Is the UK government on the same planet? What goes through the mind of these ministers? And how can a country get so many things so wrong so consistently? It’s not just gambling. The country is a mess. And it is something companies operating in the UK gambling industry cannot escape.
UK gambling laws are still up in the air, but rumour has it that the new white paper could ban free bets. Surprisingly, and welcomed the news, the Betting and Gaming Council (BGC) is advising UK ministerial bigwigs against taking such a tough stance.
The advice comes as a result of a survey carried out by YouGov. When asked whether online gambling sites should be allowed to offer free bet bonuses, an overwhelming majority of 82% said it should be the operator’s choice. A more worrying stat is that 54% said it would likely lead to more UK gamblers heading to what is labelled as the ‘Online Gambling Black Market’.
Sadly ‘free bets’ are not the only promo type on the British government’s strike list. There could be an all-out ban or severe restrictions placed on promotions betting sites and UK online casinos can offer.
Are you a UK player: Read my news piece on the UK government’s plan to destroy another billion-sterling industry. It’s in their veins. The mindset – let’s do something, then realise we were wrong later. The UK government continues to make mistake after mistake. When will it end?
Could it get any worse? Yes – BGC is also issuing a warning over planned tax hikes
I mean when I read the news about the UK, my jaw just drops. Here’s another blunder waiting in the pipeline, and that is new taxes and higher tax rates the UK online gambling white paper could bring. Whether this will happen or not, I do not know, but the mere mention of it sends a shiver down my spine.
In a recent news report by the BCC, CEO Michael Dugher warns against anti-growth tax rises.

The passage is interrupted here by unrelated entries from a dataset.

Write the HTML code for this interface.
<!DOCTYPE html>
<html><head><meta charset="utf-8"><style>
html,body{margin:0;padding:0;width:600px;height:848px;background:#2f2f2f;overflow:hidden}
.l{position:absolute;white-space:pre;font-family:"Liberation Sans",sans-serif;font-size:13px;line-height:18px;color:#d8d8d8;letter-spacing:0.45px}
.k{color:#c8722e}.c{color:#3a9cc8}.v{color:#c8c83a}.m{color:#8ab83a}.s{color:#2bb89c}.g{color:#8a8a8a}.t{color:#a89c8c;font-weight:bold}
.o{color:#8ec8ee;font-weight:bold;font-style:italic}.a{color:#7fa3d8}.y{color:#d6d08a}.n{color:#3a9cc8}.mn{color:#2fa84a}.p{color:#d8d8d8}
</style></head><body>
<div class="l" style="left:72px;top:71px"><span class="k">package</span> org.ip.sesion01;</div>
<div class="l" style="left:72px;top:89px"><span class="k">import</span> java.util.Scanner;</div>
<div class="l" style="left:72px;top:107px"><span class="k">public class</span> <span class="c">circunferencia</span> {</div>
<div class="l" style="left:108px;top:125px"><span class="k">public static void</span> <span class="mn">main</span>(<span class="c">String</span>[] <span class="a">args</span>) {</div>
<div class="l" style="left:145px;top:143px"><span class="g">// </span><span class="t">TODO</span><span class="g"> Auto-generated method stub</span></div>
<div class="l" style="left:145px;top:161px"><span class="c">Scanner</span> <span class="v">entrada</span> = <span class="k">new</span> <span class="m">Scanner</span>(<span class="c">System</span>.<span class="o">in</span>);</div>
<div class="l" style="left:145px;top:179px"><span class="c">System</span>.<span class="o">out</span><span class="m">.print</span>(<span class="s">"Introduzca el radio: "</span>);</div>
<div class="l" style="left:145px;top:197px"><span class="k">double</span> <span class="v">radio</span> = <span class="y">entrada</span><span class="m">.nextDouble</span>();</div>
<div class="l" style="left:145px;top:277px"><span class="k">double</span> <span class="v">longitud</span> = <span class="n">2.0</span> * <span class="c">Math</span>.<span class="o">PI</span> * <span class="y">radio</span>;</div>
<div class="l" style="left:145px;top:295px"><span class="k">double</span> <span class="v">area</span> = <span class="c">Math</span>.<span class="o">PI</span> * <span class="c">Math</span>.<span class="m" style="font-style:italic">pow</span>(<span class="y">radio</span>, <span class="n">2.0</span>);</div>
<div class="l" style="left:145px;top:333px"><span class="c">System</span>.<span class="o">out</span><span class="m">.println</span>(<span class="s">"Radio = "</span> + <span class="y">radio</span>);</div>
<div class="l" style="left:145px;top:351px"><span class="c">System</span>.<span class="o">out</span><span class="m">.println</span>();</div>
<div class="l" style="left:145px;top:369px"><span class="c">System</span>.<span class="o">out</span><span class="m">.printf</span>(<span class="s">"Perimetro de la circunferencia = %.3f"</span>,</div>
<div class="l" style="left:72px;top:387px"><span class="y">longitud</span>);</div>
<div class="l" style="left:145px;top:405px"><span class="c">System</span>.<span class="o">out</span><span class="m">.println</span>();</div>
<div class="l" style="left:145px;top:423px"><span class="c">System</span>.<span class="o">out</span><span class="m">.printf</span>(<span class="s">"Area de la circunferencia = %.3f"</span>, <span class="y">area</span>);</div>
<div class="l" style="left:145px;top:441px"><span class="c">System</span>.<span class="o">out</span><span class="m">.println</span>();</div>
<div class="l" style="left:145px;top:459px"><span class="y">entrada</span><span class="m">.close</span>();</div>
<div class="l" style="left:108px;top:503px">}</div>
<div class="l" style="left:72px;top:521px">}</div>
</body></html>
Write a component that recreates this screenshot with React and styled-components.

Chancellor Jeremey Hunt must have the entire nation quaking in its boots as another budget announcement is about to come out. Of course, most UK citizens know these budget announcements are just a matter of procedure. The end-of-year figures in comparison are never the same. However, there is one area that sticks to its guns, and one that can make or break businesses, and that is tax.
We are already seeing most gambling companies reporting dismal financial stats, and most of them cite the same reasons. Increased costs to satisfy responsible gambling and social responsibility rules in the UK. That’s fair enough. No one can argue that players need more protection when the tech is there to help achieve this. However, a rise in tax would be a double whammy.
Worst case scenario: The government raises gambling taxes, which will result in more operators exiting the UK market, and job losses in tech, marketing, recruitment, customer service and the casino industry itself. Counterproductive to say the least.
Stats from the UK BGC Report
- 110,000 people are employed by BGC members
- Gambling operations contribute £4.2 billion in tax
- Gross added value contribution are £7.1 billion
- £40m per year supports British sports
Online Gambling Black Market on the Rise According to RacingTV Member Survey
In the same BGC news report, there was mention of a survey conducted by RacingTV. 3,500 members participated and a staggering 15% said they know someone who is currently using a black market online gambling site. Adding to this, 80% were against restrictions on their spending.
This also stems back to an earlier news report here on CasinoPlusBonus.com that covers a research study revealing 250,000 UK players visit black gambling sites. To make matters worse, another study published by the BGC shows that the number of UK casino players and sports book enthusiasts rose from 210,000 up to 460,000 between 2019 and 2020. This is just the number of players. Over that time, bets made by these punters on these unregulated gambling sites rise into the billions – with a ‘B’.
Well, if there are billions in Sterling leaving the UK, how much tax revenue is lost? As the BGC reports say ‘billions’ (plural) let’s take 2 billion as an estimate. Let’s say players won back half of that. This leaves a GGY of 1 billion sterling for UK gambling companies.
I then asked ChatGPT 4.0 for its estimate and here’s what are AI friend (or enemy) had to say:
To determine the tax revenue the British government loses due to gambling outside the UK, we need to know the Gross Gambling Yield (GGY) and the gambling tax rate in the UK. The GGY is the amount retained by operators after paying out winnings but before deducting operating costs. The tax rate on GGY varies depending on the type of gambling and the specific regulations in place.
As of my knowledge cutoff date in September 2021, the Remote Gaming Duty (RGD) for online gambling was set at 21% in the UK. Assuming the 1 billion Sterling gambled outside the UK would be subject to this tax rate if it were gambled within the UK, we can calculate the potential tax revenue loss as follows:
1,000,000,000 (1 billion Sterling) * 0.21 (21% tax rate) = 210,000,000 Sterling
The British government would potentially lose 210 million Sterling in tax revenue. Please note that tax rates and regulations may have changed since my knowledge cutoff date, so it’s essential to verify this information for the most accurate calculation.
Is anyone listening? I really don’t think they are. But I have been wrong. There is a lot of pessimistic speculation out there. However, once the white paper hits, it may not be as bad as we think. Especially as much of the news regarding the rise of an online gambling black market must have the government worried.